Haha no. But I cannot hook up with you anymore. Especially when you group text people.
It had been so long since my last time that it was easily a double helping of stomach pancakes. I think she was mildly impressed.
You just projectile vomited on my dad across the table at waffle house.
Do you think he can smell the vodka?
For future reference, a lint roller appears to be the easiest way to get glitter out of a beard.
Just got a call from someone claiming to be my son . How do I initiate a conversation. Tell me about the last eighteen years. And by the way who is your mom again?
Lightning struck the tree right outside of her window as I came inside her. I think its God's way of saying go by plan b.

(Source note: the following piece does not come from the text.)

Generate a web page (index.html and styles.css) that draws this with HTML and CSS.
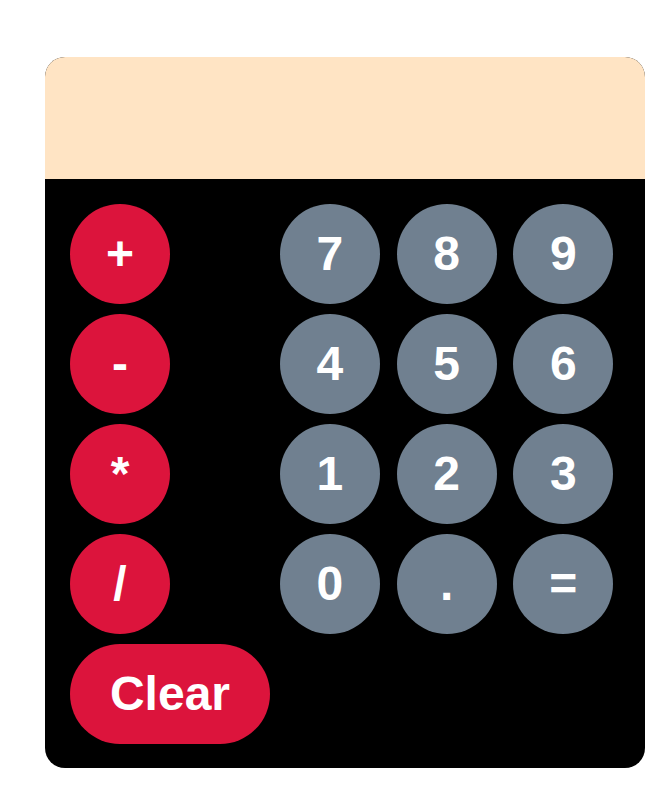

Just hooked up with the fireman who put out the quesadilla fiasco last tuesday.
He turned off the music when i walked in and introduced me to everyone. then they gave me jager and made me chug it while holding a giant purple dildo. everything resumed when i finished
Is that a tongue signal to get over there? That's how my two heads are taking it.
Every time I stand up, gravity punches me in the tits. This is horrible.
I have a fannypack full of condoms and acid. Let's get weird.
Are you drunk? Because I am and if you're not, this may be very awkward in the morning
Thats for me to know and you to find out.
No he can't help me find his house he is strapped to a stretcher facing the opposite direction
You walked in on us hooking up, hugged me, high fived him and unhooked my bra.. You claimed to be helping
Who the fuck puts glitter on their vagina? It’s all over my face and crotch.